I have a few points to raise here:
1. Do we actually need a draft published to request IANA to block out
allocation of these code points?  If so, we're going to end up with a number
of trivial drafts for these corrective actions.  I'm interested in hearing
the IESG's opinion on this point.

If we do need a draft, this draft is as fine as any.  Hopefully we don't
need one.

2. Much as it's tempting to try to use this process to try to be the clue
hammer and "punish" people for grabbing code points, you burn enough bridges
you eventually run out of wood.

We have a few issues code shipping with such use suggest:

2a. Some of these things are features in use.  If so, they're just going to
have to get a different official code point.  

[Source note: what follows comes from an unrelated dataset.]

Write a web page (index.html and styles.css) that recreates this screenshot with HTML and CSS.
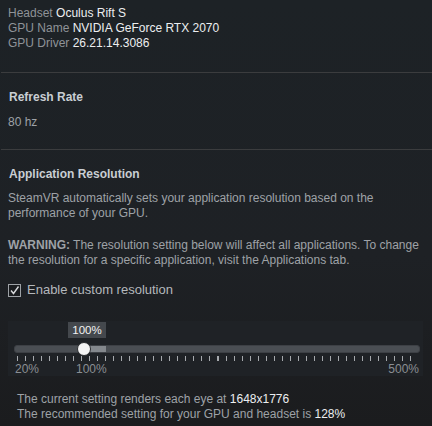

IMO, the right answer here is to push the implementors to get their
registrations in order and officially request them.  The penalty on *them*
is the potential that someone else has already collided with them due to
different squatting.

2b. Some of these things are early implementations that are against drafts
that aren't fully mature.  This means there will be versioning issues.
Either the code point gets re-used and deals with the versioning problem or
the code point needs deprecation.

And even then, the fact that there's an early implementation means that
eventually a code point is needed.

---

It seems to me what is needed is some work to classify such early
deployments as 2a or 2b.  2a just involves getting some administrative
issues cleared.  2b means we should discuss how do we "clean" a code point
sooner than later.

Final observation:  Some of this is messy due to scope propagation issues of
internal features.  This is another wake-up to deal with that propblem.